The claim by the NZDF that he and Stephenson had got the locations wrong in the book was later ditched.
"It tells us everything about the attitude of the organisation.
"They could have admitted that they accidentally killed and injured innocents at that point."
Hager said the most glaring and morally offensive part of the NZDF narrative was that the dead and injured villagers were absent from it.
"The furthest it goes is suggesting 'the possibility' of civilian casualties'."
Hager noted that the NZDF had supplied more than 1000 documents to the inquiry but he and Stephenson has received 14 so far.
He said the NZDF's lawyer last week sent a memorandum to the inquiry on May 17 this year disputing the inquiry's comparative analysis of public accounts of events during Operation Burnham.
"He wrote: 'NZDF notes that the headings of certain paragraph … contain, or are based on factual premises that remain disputed or have not yet been determined conclusively by the inquiry'. The headings he objected to were 'How many civilians were killed in the operation' and 'How many civilians were injured in the operation'. "
Hager called it unnecessary and in bad taste to hold on to denials of casualties.
He asked the inquiry to seek the release from the NZDF of the names and details of all the people it knew were killed and wounded, where and when each was shot or wounded, what grounds the NZDF has for believing they were an insurgent, and supporting documents.
"I urge the inquiry to do this."
Earlier, a witness outlined life for the civilian population of Afghanistan.
A strict non-publication order surrounds their identity.
The witness outlined the situation in Afghanistan set against the backdrop of conflict which had been going on for decades and still continued.
People operated in "fight or flight mode" and left home in the morning not knowing whether they would still be alive at the end of each day.
Mass migration and internal displacement by people seeking relative safety had torn families apart, the witness said.

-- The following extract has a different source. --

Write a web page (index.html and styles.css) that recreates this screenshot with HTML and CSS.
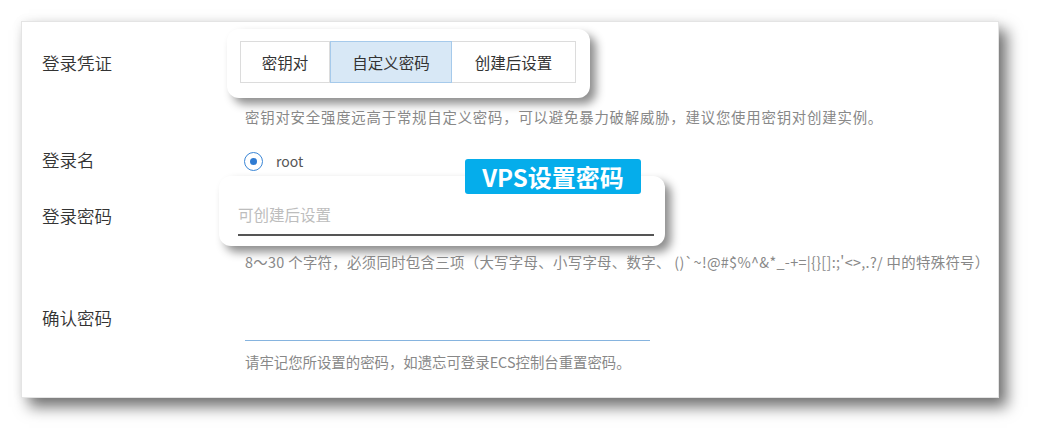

"There is a sense of helplessness and hopelessness about the future of the country."
Persistent war had resulted in the destruction of the fabric of the country.
Many people had been imprisoned and tortured, usually for ethnic or religious reasons, the witness said.
Levels of depression and suicide rates were high, the majority women.
"Many women try to attempt suicide by self-immolation."
Children were impacted by the loss of male role models and being raised by parents affected by war.
The witness said villages were deprived of many opportunities, including education and healthcare.
There had been changes since the fall of the Taliban – more schools were built, and access to technology including the internet and mobile phones became available.
The majority of villages relied on agriculture and young men often moved to Kabul or to other countries. They sometimes joined the army or the Taliban for financial reasons.
In mountainous areas, villagers had to walk for hours to reach health facilities.
Access to primary school was still a dream for many children, particularly in rural areas.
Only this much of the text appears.